Le Sénat adopte le compromis du gouvernement pour encadrer la publicité sur le vin (Le Monde)

Les applaudissements des sénateurs ont dû aller droit au cœur d’un Philippe Douste-Blazy visiblement ravi. Mercredi 19 janvier, le Sénat a, en effet, voté à l’unanimité moins les abstentions des élus Verts l’amendement sur la publicité en faveur de l’alcool que le ministre de la santé présentait au nom du gouvernement dans le cadre de la seconde lecture du projet de loi sur le développement des territoires ruraux. Ce vote revient donc sur l’assouplissement de la loi Evin qu’avaient voté en première lecture les sénateurs, puis les députés en seconde lecture.

Cette issue ne constitue pas une surprise, car la rédaction élaborée par le cabinet du ministre avait reçu une double onction : celle des défenseurs de la loi Evin, notamment à travers l’appui de l’Association nationale de prévention en alcoologie et en addictologie (Anpaa), et celle des représentants de la filière viticole (Le Monde du 13 janvier).
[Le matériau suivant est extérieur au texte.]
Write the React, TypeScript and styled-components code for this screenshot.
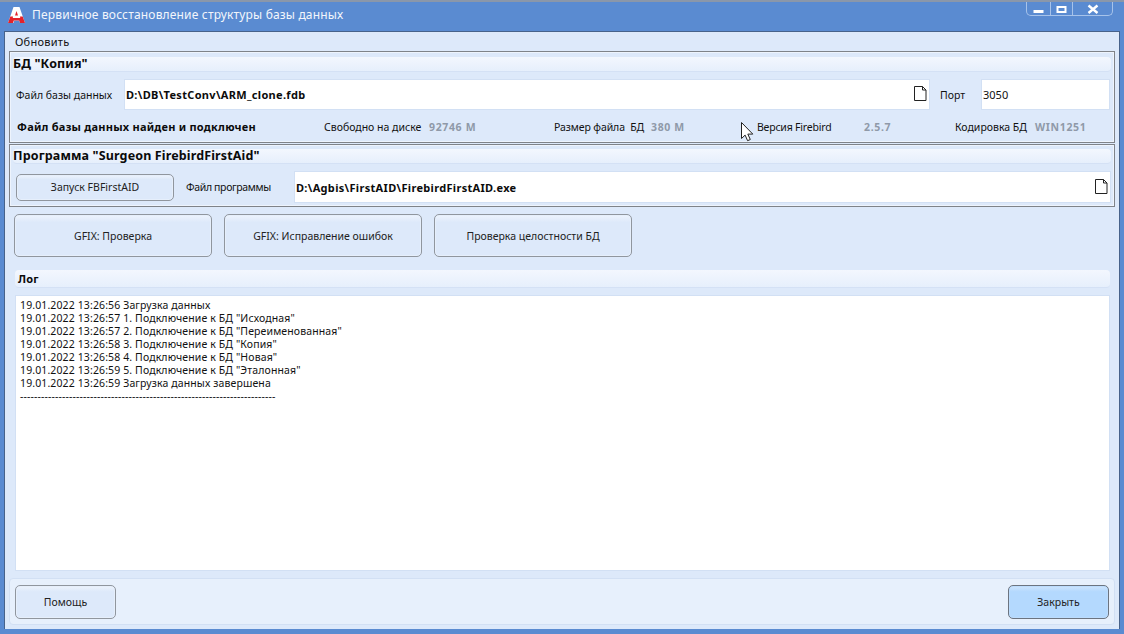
import React from "react";
import styled, { createGlobalStyle } from "styled-components";

const Global = createGlobalStyle`
  html, body { margin: 0; padding: 0; background: #5b8bd0; }
  * { box-sizing: border-box; }
`;

const Win = styled.div`
  position: relative;
  width: 1124px;
  height: 634px;
  overflow: hidden;
  display: flex;
  flex-direction: column;
  background: #5a8bd1;
  border-top: 2px solid #8a97aa;
  font-family: "Noto Sans", "Liberation Sans", sans-serif;
  font-size: 11px;
  color: #111;
`;
const TitleBar = styled.div`
  height: 29px;
  flex: none;
  display: flex;
  align-items: flex-start;
  padding-left: 8px;
  color: #f2f6fc;
`;
const Logo = styled.svg`
  width: 17px;
  height: 17px;
  margin-top: 5px;
  flex: none;
`;
const Title = styled.div`
  margin: 5px 0 0 7px;
  font-size: 12px;
  line-height: 16px;
  letter-spacing: 0.17px;
  flex: 1;
`;
const WinButtons = styled.div`
  display: flex;
  height: 14px;
  margin-right: 11px;
  border: 1px solid #a7c3ea;
  border-top: none;
  border-radius: 0 0 5px 5px;
`;
const WinBtn = styled.div<{ $w: number }>`
  width: ${(p) => p.$w}px;
  display: flex;
  align-items: flex-start;
  justify-content: center;
  & + & { border-left: 1px solid #a7c3ea; }
`;
const Client = styled.div`
  flex: 1;
  margin: 0 4px 5px 4px;
  background: #dde9fa;
  border: 1px solid #47628a;
  border-bottom: none;
  display: flex;
  flex-direction: column;
  min-height: 0;
`;
const Menu = styled.div`
  height: 19px;
  flex: none;
  padding: 2px 0 0 10px;
  line-height: 15px;
  letter-spacing: 0.25px;
`;
const Group = styled.section<{ $h: number; $pad: number }>`
  height: ${(p) => p.$h}px;
  flex: none;
  margin: 0 4px 1px 4px;
  border: 1px solid #7f8389;
  box-shadow: inset 0 0 0 1px #eef4fd;
  display: flex;
  flex-direction: column;
  padding: ${(p) => p.$pad}px 3px 0 3px;
`;
const Heading = styled.div`
  height: 15px;
  flex: none;
  border-radius: 4px;
  background: linear-gradient(#f3f7fe, #e6effc);
  border-bottom: 1px solid #d4e1f5;
  font-weight: 700;
  font-size: 12.5px;
  line-height: 14px;
  letter-spacing: 0.14px;
  color: #0b0b0b;
`;
const Row = styled.div<{ $top: number }>`
  display: flex;
  align-items: center;
  margin-top: ${(p) => p.$top}px;
`;
const Label = styled.span<{ $ml?: number; $w?: number; $ls?: number }>`
  margin-left: ${(p) => p.$ml ?? 0}px;
  width: ${(p) => (p.$w ? `${p.$w}px` : "auto")};
  flex: none;
  white-space: nowrap;
  font-size: 10.5px;
  letter-spacing: ${(p) => p.$ls ?? 0}px;
`;
const Value = styled.span<{ $w?: number }>`
  width: ${(p) => (p.$w ? `${p.$w}px` : "auto")};
  flex: none;
  font-weight: 700;
  font-size: 10.5px;
  letter-spacing: 0.65px;
  color: #8f99a8;
  white-space: nowrap;
`;
const Strong = styled.span`
  width: 307px;
  margin-left: 4px;
  flex: none;
  font-weight: 700;
  font-size: 11px;
  letter-spacing: 0.23px;
  color: #0b0b0b;
  white-space: nowrap;
`;
const Field = styled.div<{ $w: number; $h: number }>`
  width: ${(p) => p.$w}px;
  height: ${(p) => p.$h}px;
  flex: none;
  background: #fff;
  border: 1px solid #d2e0f4;
  display: flex;
  align-items: center;
  justify-content: space-between;
  padding: 0 2px 0 1px;
`;
const FieldBold = styled.span`
  font-weight: 700;
  font-size: 11px;
  letter-spacing: 0.32px;
  color: #0b0b0b;
`;
const FileIcon = styled.svg`
  width: 13px;
  height: 15px;
  flex: none;
  margin-top: -2px;
`;
const Btn = styled.button<{ $w: number; $h: number; $primary?: boolean; $ml?: number }>`
  width: ${(p) => p.$w}px;
  height: ${(p) => p.$h}px;
  margin-left: ${(p) => p.$ml ?? 0}px;
  flex: none;
  padding: 0;
  border: 1px solid ${(p) => (p.$primary ? "#6c7480" : "#90969e")};
  border-radius: 5px;
  background: ${(p) =>
    p.$primary
      ? "linear-gradient(#cfe5fd 0, #b4d9fe 18%, #b4d9fe 100%)"
      : "linear-gradient(#eef4fd 0, #dde9fa 18%, #dde9fa 100%)"};
  box-shadow: inset 0 0 0 1px ${(p) => (p.$primary ? "#bcdcfd" : "#e6effb")};
  font-family: inherit;
  font-size: 10.5px;
  color: #222;
`;
const Actions = styled.div`
  display: flex;
  gap: 12px;
  margin: 6px 0 0 9px;
  flex: none;
`;
const LogHead = styled(Heading)`
  height: 18px;
  margin: 13px 9px 0 10px;
  padding: 1px 0 0 3px;
  font-size: 11px;
  line-height: 15px;
`;
const LogBox = styled.div`
  height: 276px;
  flex: none;
  margin: 7px 9px 0 10px;
  background: #fff;
  border: 1px solid #d2e0f4;
  padding: 3px 0 0 4px;
  font-size: 10.5px;
  letter-spacing: 0.12px;
  line-height: 13px;
  color: #111;
  white-space: pre;
  overflow: hidden;
`;
const Footer = styled.div`
  height: 47px;
  flex: none;
  margin: 7px 4px 0 4px;
  background: #e7f0fc;
  border: 1px solid #d2e0f4;
  border-radius: 4px;
  display: flex;
  justify-content: space-between;
  align-items: center;
  padding: 0 5px;
`;
const Cursor = styled.svg`
  position: absolute;
  left: 741px;
  top: 120px;
  width: 13px;
  height: 21px;
`;

const log = [
  '19.01.2022 13:26:56 Загрузка данных',
  '19.01.2022 13:26:57 1. Подключение к БД "Исходная"',
  '19.01.2022 13:26:57 2. Подключение к БД "Переименованная"',
  '19.01.2022 13:26:58 3. Подключение к БД "Копия"',
  '19.01.2022 13:26:58 4. Подключение к БД "Новая"',
  '19.01.2022 13:26:59 5. Подключение к БД "Эталонная"',
  '19.01.2022 13:26:59 Загрузка данных завершена',
  '-------------------------------------------------------------------------',
];

const File = () => (
  <FileIcon viewBox="0 0 13 15">
    <path d="M.5.5h8l3.500 3.500v10.500h-11.500z" fill="#fff" stroke="#222" />
    <path d="M8.500.5v3.500h3.500" fill="none" stroke="#222" />
  </FileIcon>
);

export default function App() {
  return (
    <Win>
      <Global />
      <TitleBar>
        <Logo viewBox="0 0 17 17">
          <path d="M5.500 0h6l5.500 16h-5l-.8-2.500H6.300L5.500 16H0z" fill="#fff" />
          <path d="M2.300 9.500h2.700L4.800 11h7.400l-.2-1.500h2.700L17 16h-5l-.8-2.500H5.800L5 16H0z" fill="#e3222b" />
          <path d="M8.500 4L7 8.500h3z" fill="#e3222b" />
        </Logo>
        <Title>Первичное восстановление структуры базы данных</Title>
        <WinButtons>
          <WinBtn $w={23}>
            <svg width="11" height="13" viewBox="0 0 11 13"><rect x="0.500" y="8" width="10" height="3" fill="#fff" /></svg>
          </WinBtn>
          <WinBtn $w={22}>
            <svg width="11" height="13" viewBox="0 0 11 13"><rect x="1.500" y="5" width="8" height="5" fill="none" stroke="#fff" strokeWidth="2" /></svg>
          </WinBtn>
          <WinBtn $w={40}>
            <svg width="12" height="13" viewBox="0 0 12 13"><path d="M1.500 3.500l9 7.500M10.500 3.500l-9 7.500" stroke="#fff" strokeWidth="2.400" fill="none" /></svg>
          </WinBtn>
        </WinButtons>
      </TitleBar>
      <Client>
        <Menu>Обновить</Menu>
        <Group $h={92} $pad={5}>
          <Heading>БД "Копия"</Heading>
          <Row $top={7}>
            <Label $ml={3} $w={108}>Файл базы данных</Label>
            <Field $w={806} $h={31}>
              <FieldBold>D:\DB\TestConv\ARM_clone.fdb</FieldBold>
              <File />
            </Field>
            <Label $ml={10} $w={41}>Порт</Label>
            <Field $w={129} $h={31}><span>3050</span></Field>
          </Row>
          <Row $top={9}>
            <Strong>Файл базы данных найден и подключен</Strong>
            <Label $w={105}>Свободно на диске</Label>
            <Value $w={125}>92746 М</Value>
            <Label $w={97} $ls={-0.1}>Размер файла&nbsp; БД</Label>
            <Value $w={106}>380 М</Value>
            <Label $w={107} $ls={-0.2}>Версия Firebird</Label>
            <Value $w={91}>2.5.7</Value>
            <Label $w={80}>Кодировка БД</Label>
            <Value>WIN1251</Value>
          </Row>
        </Group>
        <Group $h={63} $pad={4}>
          <Heading>Программа "Surgeon FirebirdFirstAid"</Heading>
          <Row $top={7}>
            <Btn $w={158} $h={27} $ml={3}>Запуск FBFirstAID</Btn>
            <Label $ml={12} $w={108} $ls={-0.35}>Файл программы</Label>
            <Field $w={817} $h={32}>
              <FieldBold>D:\Agbis\FirstAID\FirebirdFirstAID.exe</FieldBold>
              <File />
            </Field>
          </Row>
        </Group>
        <Actions>
          <Btn $w={198} $h={43}>GFIX: Проверка</Btn>
          <Btn $w={198} $h={43}>GFIX: Исправление ошибок</Btn>
          <Btn $w={198} $h={43}>Проверка целостности БД</Btn>
        </Actions>
        <LogHead>Лог</LogHead>
        <LogBox>{log.join("\n")}</LogBox>
        <Footer>
          <Btn $w={101} $h={34}>Помощь</Btn>
          <Btn $w={101} $h={34} $primary>Закрыть</Btn>
        </Footer>
      </Client>
      <Cursor viewBox="0 0 13 21">
        <path d="M.5.500v16l3.600-3.400 2.500 5.600 2.700-1.200-2.500-5.400h5z" fill="#fff" stroke="#222" />
      </Cursor>
    </Win>
  );
}
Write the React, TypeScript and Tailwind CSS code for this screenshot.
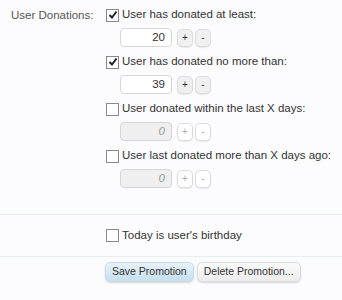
import React from 'react';

const Check: React.FC<{ checked?: boolean }> = ({ checked }) => (
    <span className="inline-flex w-[13px] h-[13px] border border-[#8a8a8a] bg-white items-center justify-center shrink-0">
        {checked && (
            <svg width="10" height="10" viewBox="0 0 10 10">
                <path d="M1.5 5 L4 7.5 L8.5 1.5" fill="none" stroke="#222" strokeWidth="2" />
            </svg>
        )}
    </span>
);

const Spinner: React.FC<{ value: string; disabled?: boolean }> = ({ value, disabled }) => (
    <div className="flex items-center gap-[2px] pl-[14px]">
        <div className={`w-[52px] h-[19px] rounded-[4px] border border-[#d6d6d6] text-right pr-[6px] leading-[17px] ${disabled ? 'bg-[#efefef] text-[#999] italic' : 'bg-white text-[#333]'}`}>
            {value}
        </div>
        <div className={`w-[16px] h-[18px] rounded-[5px] border border-[#dcdcdc] flex items-center justify-center text-[10px] shadow-[0_1px_1px_rgba(0,0,0,0.08)] ml-[3px] ${disabled ? 'bg-white text-[#aaa]' : 'bg-[#f0f0f0] text-[#333]'}`}>+</div>
        <div className={`w-[16px] h-[18px] rounded-[5px] border border-[#dcdcdc] flex items-center justify-center text-[10px] shadow-[0_1px_1px_rgba(0,0,0,0.08)] ${disabled ? 'bg-white text-[#aaa]' : 'bg-[#f0f0f0] text-[#333]'}`}>-</div>
    </div>
);

const Option: React.FC<{ label: string; checked?: boolean; value: string }> = ({ label, checked, value }) => (
    <div className="flex flex-col gap-[6px]">
        <label className="flex items-center gap-[3px] h-[14px] whitespace-nowrap">
            <Check checked={checked} />
            <span>{label}</span>
        </label>
        <Spinner value={value} disabled={!checked} />
    </div>
);

export default function App() {
    return (
        <div className="w-[342px] h-[300px] bg-[#fcfcfe] text-[#333] text-[11.5px] overflow-hidden" style={{ fontFamily: '"Liberation Sans", Arial, sans-serif' }}>
            <div className="flex pt-[8px]">
                <div className="w-[106px] pl-[11px] text-[#555] leading-[14px] whitespace-nowrap">User Donations:</div>
                <div className="flex flex-col gap-[8px]">
                    <Option label="User has donated at least:" checked value="20" />
                    <Option label="User has donated no more than:" checked value="39" />
                    <Option label="User donated within the last X days:" value="0" />
                    <Option label="User last donated more than X days ago:" value="0" />
                </div>
            </div>
            <div className="mt-[26px] border-t border-[#e4eef2]" />
            <div className="flex items-center pl-[106px] h-[41px]">
                <label className="flex items-center gap-[3px] whitespace-nowrap">
                    <Check />
                    <span>Today is user's birthday</span>
                </label>
            </div>
            <div className="border-t border-[#e4eef2]" />
            <div className="flex gap-[3px] pl-[105px] pt-[5px] text-[10.5px]">
                <button className="h-[20px] px-[6px] rounded-[5px] border border-[#c9dbe6] bg-gradient-to-b from-[#e8f2f8] to-[#c6dfee] text-[#333] shadow-[0_1px_2px_rgba(0,0,0,0.15)] whitespace-nowrap">Save Promotion</button>
                <button className="h-[20px] px-[6px] rounded-[5px] border border-[#dcdcdc] bg-gradient-to-b from-[#fafafa] to-[#ececec] text-[#333] shadow-[0_1px_2px_rgba(0,0,0,0.15)] whitespace-nowrap">Delete Promotion...</button>
            </div>
        </div>
    );
}
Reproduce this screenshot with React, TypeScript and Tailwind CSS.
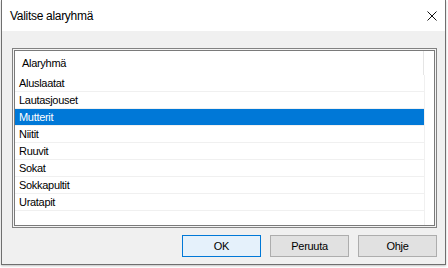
import React from "react";

const rows = ["Aluslaatat", "Lautasjouset", "Mutterit", "Niitit", "Ruuvit", "Sokat", "Sokkapultit", "Uratapit"];

export default function App() {
  const font = { fontFamily: '"Liberation Sans", Arial, sans-serif' };
  return (
    <div className="w-[448px] h-[268px] bg-white" style={font}>
      <div className="ml-[1px] w-[445px] h-[265px] border-x border-b border-[#6f6f6f] flex flex-col shadow-[0_1px_2px_rgba(0,0,0,0.25)]">
        <div className="h-[31px] bg-white flex items-center justify-between pl-[8px] pr-[8px]">
          <span className="text-[12px] tracking-[-0.3px] text-black">Valitse alaryhmä</span>
          <svg width="10" height="10" viewBox="0 0 10 10" className="mr-[0px]">
            <path d="M0.5 0.5 L9.5 9.5 M9.5 0.5 L0.5 9.5" stroke="#111" strokeWidth="1" fill="none" />
          </svg>
        </div>
        <div className="flex-1 bg-[#f0f0f0] flex flex-col pl-[10px] pr-[8px] pt-[17px]">
          <div className="w-[425px] h-[180px] border border-[#828282] bg-[#f4f4f4] p-[1px]">
            <div className="w-full h-full border border-[#7a7a7a] bg-white flex flex-col overflow-hidden">
              <div className="h-[24px] w-[409px] border-r border-[#e5e5e5] flex items-center pl-[7px] text-[11px] tracking-[-0.3px] text-black">
                Alaryhmä
              </div>
              {rows.map((r) => {
                const sel = r === "Mutterit";
                return (
                  <div key={r} className="w-[410px] h-[17px] border-r border-b border-[#f0f0f0] flex">
                    <div
                      className={
                        "w-[409px] h-[16px] flex items-center pl-[4px] text-[11px] tracking-[-0.3px] " +
                        (sel ? "bg-[#0078d7] text-white" : "text-black")
                      }
                    >
                      {r}
                    </div>
                  </div>
                );
              })}
              <div className="w-[410px] flex-1 border-r border-[#f0f0f0]" />
            </div>
          </div>
          <div className="flex justify-end gap-[9px] mt-[7px] w-[425px]">
            <button className="w-[79px] h-[22px] border border-[#0078d7] bg-[#e5f1fb] text-[11px] tracking-[-0.3px] text-black flex items-center justify-center">
              OK
            </button>
            <button className="w-[79px] h-[22px] border border-[#adadad] bg-[#e1e1e1] text-[11px] tracking-[-0.3px] text-black flex items-center justify-center">
              Peruuta
            </button>
            <button className="w-[79px] h-[22px] border border-[#adadad] bg-[#e1e1e1] text-[11px] tracking-[-0.3px] text-black flex items-center justify-center">
              Ohje
            </button>
          </div>
        </div>
      </div>
    </div>
  );
}
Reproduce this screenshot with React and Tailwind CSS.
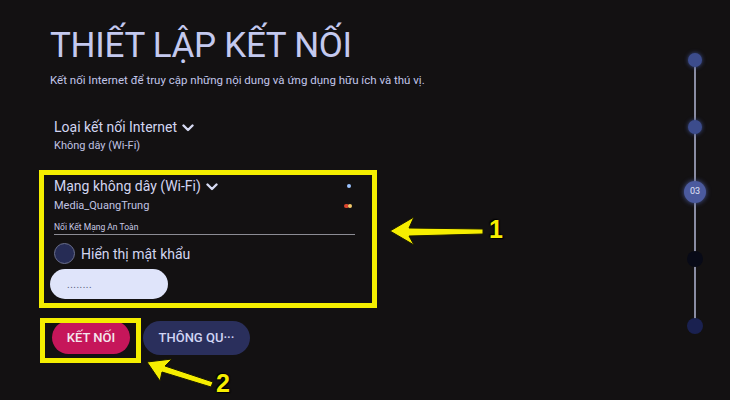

Aussi, a-t-on entendu dans l’Hémicycle un concert d’interventions plus consensuelles les unes que les autres, malgré des motivations différentes. D’emblée, Gérard César (UMP, Gironde), Aymeric de Montesquiou (Rassemblement démocratique et social européen, Gers), Guy Fischer (groupe communiste républicain et citoyen, Rhône), Roland Courteau (groupe socialiste, Aude) et Philippe Arnaud (Union centriste, Charente) ont expliqué qu’ils voteraient l’amendement. La seule note discordante est venue du Vert Jean Desessard (Paris), dont l’amendement plus restrictif sur la publicité en faveur de l’alcool n’a finalement pas été soumis au vote.

L’amendement du gouvernement tient en deux phrases. La première précise que la publicité en faveur des boissons alcooliques « peut comporter des références relatives aux terroirs de production, aux distinctions obtenues, aux appellations d’origine telles que définies à l’article L. 115-1 du code de la consommation ou aux indications géographiques telles que définies dans les conventions et traités internationaux régulièrement ratifiés ».

« UNION SACRÉE »

La seconde dispose que cette publicité « peut également comporter des références objectives relatives à la couleur et aux caractéristiques olfactives et gustatives du produit ». Avant que les sénateurs passent au vote, le ministre de la santé a cité l’Anpaa pour qui l’ »amendement précise la loi actuelle sans la dénaturer. » Pour Philippe Douste-Blazy, le texte proposé permet à une publicité de « décrire le produit mais pas les actes de consommation, d’évoquer les caractéristiques objectives mais pas les subjectives, d’être informative et pas attractive ».

Rappelant que la loi Evin autorise les références aux indications sur l’origine de même qu’aux terroirs de production, le ministre a indiqué qu’il avait souhaité prendre en compte la préoccupation des viticulteurs de pouvoir évoquer « les qualités intrinsèques » de leurs produits.

Dans le même esprit, il a évoqué « tous les jours les publicités dans les journaux pour les alcools forts », réservées à « ceux qui ont les moyens » de les payer. M. Douste-Blazy a cependant ajouté qu’il était « absolument nécessaire de ne pas modifier l’esprit de la loi Evin dans un pays qui compte 45 000 décès annuels dus à l’alcool et 5 millions de personnes exposées à des difficultés médicales, psychologiques et médico-sociales » du fait de leur consommation d’alcool.

Des chiffres qu’avaient évoqués Guy Fischer et Anne-Marie Payet (Union centriste, La Réunion). Mme Payet avait d’ailleurs souligné que « deux tiers des 45 000 décès par an dus à l’alcool sont imputables au vin », tandis que M. Fischer affirmait que les deux tiers des personnes soignées pour un problème d’alcool étaient dépendantes du vin.

Une tonalité singulièrement différente de celle adoptée par Roland Courteau, saluant une « union sacrée autour du vin » et appelant à une « trêve dans les attaques systématiques contre le vin ».